SCOTTSDALE, Ariz. -- In past springs, Austin Slater has reported to Scottsdale Stadium toting a panoply of gloves in anticipation of splitting time between the infield and outfield for the Giants.
That won’t be the case this year. Manager Gabe Kapler said the Giants intend to use Slater strictly as an outfielder, partly because of the depth they’ve accrued in the infield, but also because of health reasons.
Slater, 28, was limited to designated hitter duties after sustaining a flexor strain in his right elbow last August, but he said he feels healthy after receiving a platelet-rich plasma injection in the arm over the offseason.
“Elbow is feeling great,” Slater said during a Zoom call with reporters on Thursday. “I was making some throws in the outfield today. The process was on and off. Some rehab, and then I kind of hit a plateau, so I ended up getting a PRP shot, which then kind of put me back to square one. But five, six weeks after the PRP, I was feeling pretty close to 100%.”
While the elbow injury prevented him from playing defense for most of last season, Slater still emerged as one of the Giants’ breakout hitters in 2020, batting .282 with a .914 OPS, five home runs and eight stolen bases over 31 games.
“He took all the steps last year,” Kapler said. “When we first started camp, we saw him as a platoon bat for us, and he was so good that we continued to give him opportunities against right-handed pitching. He had great at-bats against right-handed pitching. They didn't always end with something great happening, but oftentimes he worked good at-bats and looked dangerous against righties as well.”
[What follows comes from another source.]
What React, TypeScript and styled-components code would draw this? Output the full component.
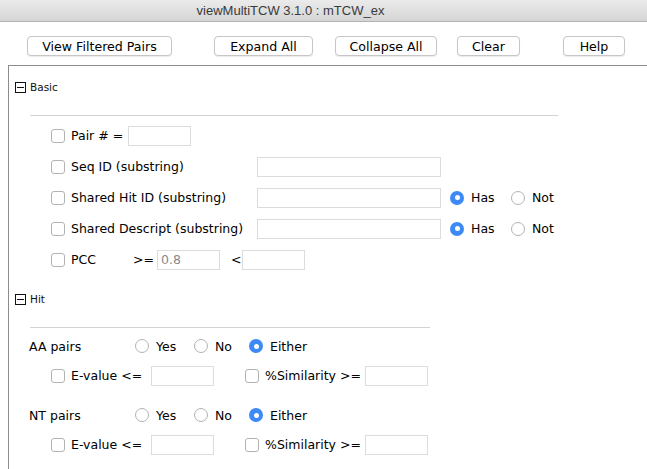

Slater, who posted a 1.127 OPS against lefties last year, still figures to draw most of his starts against southpaws, but he could have more opportunities to work his way into the Giants’ lineup if he shows that he can handle center field this spring. The Giants are trying to identify viable center-field options behind Mauricio Dubón, so if Slater, Mike Yastrzemski or LaMonte Wade Jr. prove capable of playing the position, Kapler will have more flexibility when putting together his lineups in 2021.
Dubón, for example, could spell Brandon Crawford at shortstop against lefties, allowing the Giants to start Yastrzemski and a pair of right-handed hitters like Slater and Darin Ruf in the outfield.
“I've played center field in the past, so it's not something that's completely foreign to me,” Slater said. “I will say, of all the positions, center might actually be one of the easiest to pick up. You don't really deal with slice or different angles off the bat. You're seeing everything pretty much straight on. But then again, you’ve got to be better with your routes and your breaks and things like that. There'll be a little adjustment, but I don't see it being a major stretch for me.”
Of course, better health will be paramount for Slater now that the DH isn’t expected to return to the National League in 2021. As the Giants’ player representative, Slater serves on the MLB Players Association’s executive board and was involved in the decision to turn down MLB’s proposal for the universal DH and an expanded playoff format last month.
Does he believe that the universal DH could still be a possibility for this season?
“I guess anything's possible,” Slater said. “A lot of it depends on, does the league come out with a proposal now and give us time to process and talk among players and see if this is a good thing or not?
“Last year during Summer Camp, they figured out the expanded playoffs, so I'm not going to rule it out.”